One of my reasons for traveling to France was to take care of some unfinished business with Carrie. On the last day I visited Carrie in her pasture to ask her forgiveness for all that I had done wrong in the past out of ignorance. Carrie came over and we shared some special time together. After a few moments of “pouring my heart out to her” she left, walked over to the electric fence-line, placed her head over the fence, and looked back at me indicating she wanted it moved. I guess the grass is greener on the other side!
I gave her request some thought not feeling completely comfortable moving someone else’s fence-line. Carrie promptly walked away to join her friends, while I went to investigate if the rods were easily moved and how this would affect Helen’s pastures. As I was considering this alteration, Carrie promptly walked over to the fence-line placed her head gently over the top again looking right at me, as though I needed further prompting. She then returned to the rest of her grazing herd.
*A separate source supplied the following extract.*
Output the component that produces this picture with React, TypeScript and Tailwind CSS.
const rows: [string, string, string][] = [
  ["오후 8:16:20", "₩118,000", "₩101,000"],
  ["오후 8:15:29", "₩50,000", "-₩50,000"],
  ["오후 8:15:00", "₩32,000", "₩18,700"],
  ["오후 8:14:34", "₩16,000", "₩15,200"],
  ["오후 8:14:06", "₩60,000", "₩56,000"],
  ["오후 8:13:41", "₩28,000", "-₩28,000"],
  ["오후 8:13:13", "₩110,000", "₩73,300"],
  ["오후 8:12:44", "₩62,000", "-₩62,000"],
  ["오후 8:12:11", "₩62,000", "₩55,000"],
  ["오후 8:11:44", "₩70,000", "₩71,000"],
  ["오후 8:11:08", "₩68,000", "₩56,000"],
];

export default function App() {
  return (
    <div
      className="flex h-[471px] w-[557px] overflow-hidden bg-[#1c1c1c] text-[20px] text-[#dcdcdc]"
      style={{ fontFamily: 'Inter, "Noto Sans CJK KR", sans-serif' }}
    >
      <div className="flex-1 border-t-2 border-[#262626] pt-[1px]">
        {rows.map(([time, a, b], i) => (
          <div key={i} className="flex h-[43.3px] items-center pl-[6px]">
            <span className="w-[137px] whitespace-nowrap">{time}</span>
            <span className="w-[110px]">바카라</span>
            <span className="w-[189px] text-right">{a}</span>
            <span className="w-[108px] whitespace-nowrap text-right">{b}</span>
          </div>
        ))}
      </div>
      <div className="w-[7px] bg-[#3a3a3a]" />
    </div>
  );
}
I decided it wouldn’t do any harm to move some of the poles to create some extra grazing and once completed I called “Carrie”. Imagine my surprise when not one head raised, but all four raised their heads at the same time, turned simultaneously and walked over to where I was standing speechless, to promptly enjoy the new lush grass. If that isn’t evidence of interspecies communication I don’t know what is. Carrie had obviously said to her mates: “Watch this!”
I watched over them for several minutes before beginning my walk home, glimpsing back to my happy mare living the life she had dreamt. I learned many lessons on that trip but the most important one came just from spending time with my former companion. Carrie taught me to really live in the moment and although I had an undying desire to be forgiven, she had already put her past behind her, moved on and was enjoying life in France. There was no need to ask for her forgiveness for my ignorance. She had already granted it years ago.